THE TORY government has launched an all-out assault on the poorest and most vulnerable sections of society, slashing disabled people’s money, cutting child tax credits while abolishing housing benefits for the under 21s, all in the same week!

The four key attacks to the tax and benefits system coming into force this week are:

• Housing benefit has been removed from claimants aged between 18 and 21.

• Savage cuts for disabled people came in to force yesterday. Anyone now filing a new claim for employment and support allowance (ESA) will only get £73.10 a week, instead of £102.15, a cut of £29.05 a week.

• A decision to only pay out tax credits or universal credit payments for a maximum of two children per family will leave the poorest families almost £3,000 a year worse off.

According to campaigners this will push as many as 200,000 more children into poverty.

• Meanwhile Universal Credit is being rolled out. It is a failed system which rolls six separate benefits into one. Rather than the benefit claimant’s landlord receiving rent directly, the claimant receives a lump sum directly into their bank account. It is then up to the claimant to decide whether to pay rent, heat or eat as the money is not enough to do all three.

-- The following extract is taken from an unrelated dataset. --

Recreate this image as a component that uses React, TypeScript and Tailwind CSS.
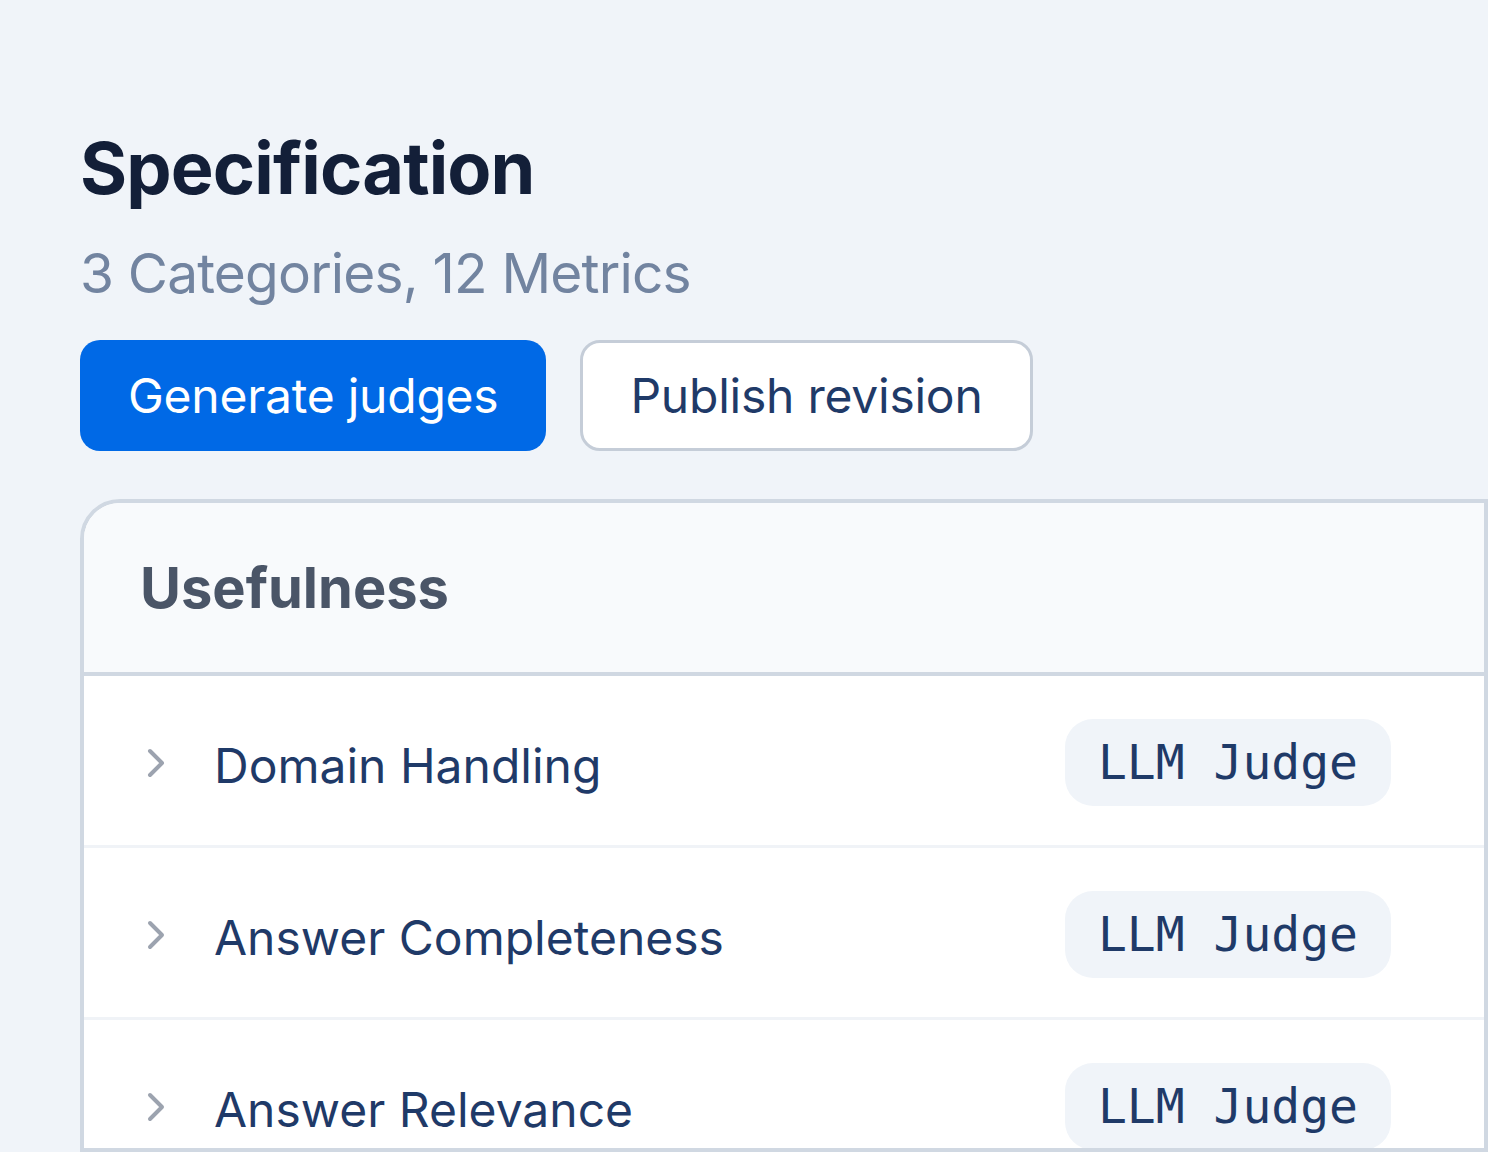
import React from 'react';

interface Metric {
  id: string;
  name: string;
  kind: string;
}

const metrics: Metric[] = [
  { id: 'domain', name: 'Domain Handling', kind: 'LLM Judge' },
  { id: 'completeness', name: 'Answer Completeness', kind: 'LLM Judge' },
  { id: 'relevance', name: 'Answer Relevance', kind: 'LLM Judge' },
];

function Chevron() {
  return (
    <svg
      viewBox="0 0 24 24"
      className="h-[48px] w-[48px] shrink-0 text-[#9ca3af]"
      fill="none"
      stroke="currentColor"
      strokeWidth={2}
      strokeLinecap="round"
      strokeLinejoin="round"
    >
      <path d="m9 18 6-6-6-6" />
    </svg>
  );
}

export default function App() {
  return (
    <div
      className="flex h-[1152px] flex-col overflow-hidden bg-[#f0f4f9] pl-[80px]"
      style={{ fontFamily: 'Inter, "Noto Sans", sans-serif' }}
    >
      {/* Page heading */}
      <h1 className="mt-[132px] text-[72px] leading-none font-bold tracking-[-0.012em] text-[#131f38]">
        Specification
      </h1>
      <p className="mt-[27px] text-[55px] leading-[84px] tracking-[-0.015em] text-[#7284a0]">
        3 Categories, 12 Metrics
      </p>

      <div className="mt-[25px] flex gap-[34px]">
        <button className="h-[111px] rounded-[20px] bg-[#0069e6] px-[48px] text-[48px] tracking-[-0.005em] text-white">
          Generate judges
        </button>
        <button className="h-[111px] rounded-[20px] border-[3px] border-[#c5cdd8] bg-white px-[47px] text-[48px] tracking-[-0.005em] text-[#1f3a68]">
          Publish revision
        </button>
      </div>

      {/* Category card */}
      <div className="mt-[48px] flex min-h-0 flex-1 flex-col overflow-hidden rounded-tl-[40px] border-4 border-[#d0d8e2] bg-white">
        <div className="flex h-[173px] shrink-0 items-center border-b-4 border-[#d0d8e2] bg-[#f8fafc] px-[56px]">
          <h2 className="text-[56px] font-bold text-[#4a5567]">Usefulness</h2>
        </div>

        {metrics.map((metric) => (
          <div
            key={metric.id}
            className="flex h-[172px] shrink-0 items-center justify-between border-b-[3px] border-[#f0f3f7] pt-[4px] pr-[93px] pl-[48px]"
          >
            <div className="flex items-center gap-[34px]">
              <Chevron />
              <span className="mt-[6px] text-[48px] text-[#1f3a68]">{metric.name}</span>
            </div>
            <span
              className="rounded-[28px] bg-[#f0f4f9] px-[33px] py-[15px] text-[48px] leading-[57px] text-[#1f3a68]"
              style={{ fontFamily: '"DejaVu Sans Mono", monospace' }}
            >
              {metric.kind}
            </span>
          </div>
        ))}
      </div>
    </div>
  );
}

On the changes enforced this week where families will only get child tax credits for their first two children, Child Poverty Action Group (CPAG) chief executive

Alison Garnham said: ‘This is a particularly pernicious cut because it suggests some children matter more than others.’

She added: ‘It’s also illogical because no parent has a crystal ball. Families that can comfortably support a third child today could struggle tomorrow and have to claim Universal Credit because, sadly, health, jobs and relationships can fail. Surely children should not have their life chances damaged because of the number of siblings they have.’

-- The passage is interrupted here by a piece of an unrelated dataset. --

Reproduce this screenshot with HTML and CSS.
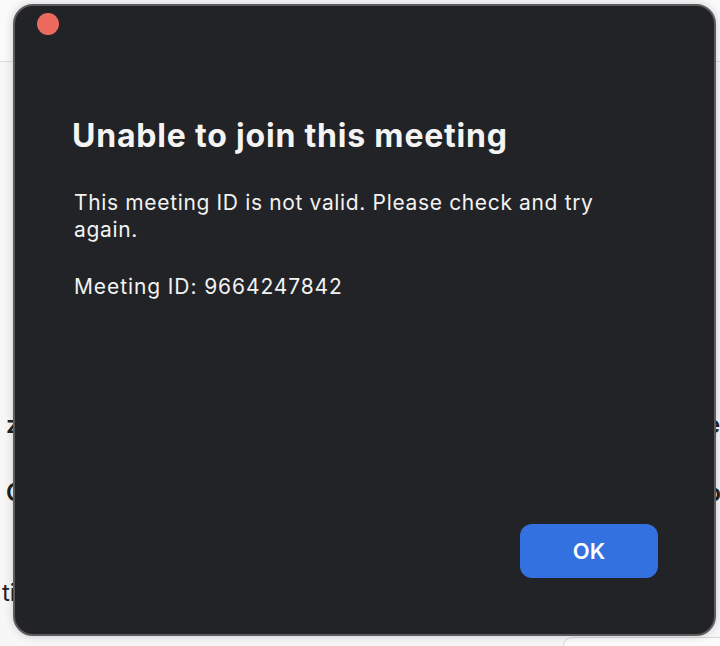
FILE: index.html
```html
<!DOCTYPE html>
<html>
<head>
<meta charset="utf-8">
<link rel="stylesheet" href="styles.css">
</head>
<body>
<div class="page">
  <div class="page-header"></div>
  <div class="page-row row-1"><span class="peek-left">z</span><span class="peek-right">e</span></div>
  <div class="page-row row-2"><span class="peek-left">C</span><span class="peek-right">p</span></div>
  <div class="page-row row-3"><span class="peek-left">ti</span><span class="peek-right link">r</span></div>
  <div class="page-footer-box"></div>
</div>

<div class="dialog">
  <div class="titlebar">
    <span class="close-dot"></span>
  </div>
  <div class="content">
    <h1 class="title">Unable to join this meeting</h1>
    <p class="message">This meeting ID is not valid. Please check and try again.</p>
    <p class="meeting-id">Meeting ID: 9664247842</p>
  </div>
  <div class="actions">
    <button class="ok-btn">OK</button>
  </div>
</div>
</body>
</html>
```

FILE: styles.css
```css
* { box-sizing: border-box; }
html, body {
  margin: 0;
  padding: 0;
  width: 720px;
  height: 646px;
  overflow: hidden;
  background: #f6f6f6;
  font-family: "Inter", "Noto Sans", sans-serif;
}

.page {
  position: relative;
  width: 720px;
  height: 646px;
  background: #f7f7f7;
  overflow: hidden;
}
.page-header {
  height: 62px;
  border-bottom: 1px solid #dcdcdc;
  background: #fafafa;
}
.page-row {
  position: absolute;
  left: 0;
  right: 0;
  font-size: 24px;
  font-weight: 600;
  color: #222;
}
.row-1 { top: 410px; }
.row-2 { top: 478px; }
.row-3 { top: 578px; font-weight: 400; }
.peek-left { position: absolute; left: 2px; }
.row-1 .peek-left { left: 6px; }
.row-2 .peek-left { left: 6px; }
.peek-right { position: absolute; left: 706px; }
.link { color: #1a5fd6; }
.page-footer-box {
  position: absolute;
  left: 563px;
  top: 637px;
  width: 157px;
  height: 9px;
  border: 1px solid #d6d6d6;
  border-right: none;
  border-bottom: none;
  border-radius: 10px 0 0 0;
  background: #fbfbfb;
}

.dialog {
  position: absolute;
  left: 13px;
  top: 4px;
  width: 703px;
  height: 632px;
  background: #222326;
  border: 2px solid #5c5c5e;
  border-radius: 20px;
  box-shadow: 0 0 10px rgba(0,0,0,0.18);
  display: flex;
  flex-direction: column;
}
.titlebar {
  height: 60px;
  padding: 7px 0 0 22px;
}
.close-dot {
  display: block;
  width: 22px;
  height: 22px;
  border-radius: 50%;
  background: #ed6a5e;
}
.content {
  flex: 1;
  padding: 0 0 0 57px;
  color: #f2f2f2;
}
.title {
  margin: 50px 0 0 0;
  font-size: 32px;
  font-weight: 700;
  line-height: 40px;
  letter-spacing: 0.8px;
  color: #f4f4f4;
}
.message {
  margin: 33px 0 0 2px;
  width: 560px;
  font-size: 21px;
  line-height: 27px;
  letter-spacing: 0.65px;
  color: #f2f2f2;
}
.meeting-id {
  margin: 30px 0 0 2px;
  font-size: 21px;
  line-height: 27px;
  letter-spacing: 0.9px;
  color: #f2f2f2;
}
.actions {
  display: flex;
  justify-content: flex-end;
  padding: 0 56px 56px 0;
}
.ok-btn {
  width: 138px;
  height: 54px;
  border: none;
  border-radius: 12px;
  background: #3371e1;
  color: #ffffff;
  font-family: "Inter", "Noto Sans", sans-serif;
  font-size: 22px;
  font-weight: 600;
}
```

Among those affected will be families with more than two children who are not currently on benefits but who might need to claim in future because of unforeseen redundancy, illness, separation or death, CPAG researchers warn.

Child Poverty Action Group adds: ‘It may also leave women who become pregnant with a third child, for example through contraception failure, with a difficult choice between moving into poverty and having an abortion.’

On the £30 a week cut to disabled people’s money, two-thirds of disabled people who currently rely on ESA said in a survey that they believe that if their benefit was cut by £30 a week their health will suffer.

Disability Rights UK said: ‘A £30 a week cut in income is intolerable, especially when disabled people often live in deep poverty. These cuts will make poor disabled people poorer, and do nothing to help support them in their hunt for jobs and careers.’

Disabled people are over twice as likely to be living in food poverty than able-bodied a new report released yesterday has found. These alarming findings have sparked concerns that people with disabilities are being ‘left behind in society.’ 

The Equality and Human Rights Commission found disabled people in the UK face a lack of equal opportunities in both education and employment. Revealing what the Commission described as ‘failure by the government’, the report found that 18 per cent of disabled people aged 16-64 across the UK were living in food poverty.

Meanwhile a new study shows that whether a child receives a free school meal is an ‘unreliable measure of poverty’. Researchers at St Mary’s University say free meals can be a ‘misleading’ marker for deprivation in schools. The study warns of the need to support the ‘hidden poor’. This includes the huge rise in working families which are living in poverty.

Office for National Statistics figures recently showed two-thirds of children in poverty are now in working families. Among children identified as being in poverty, 67% are in families with at least one parent working, the highest recorded level.

Head researcher Prof Stephen Bullivant said: ‘Class inequality is a real problem in Britain affecting children’s attainment. This data fails to understand different degrees of poverty.’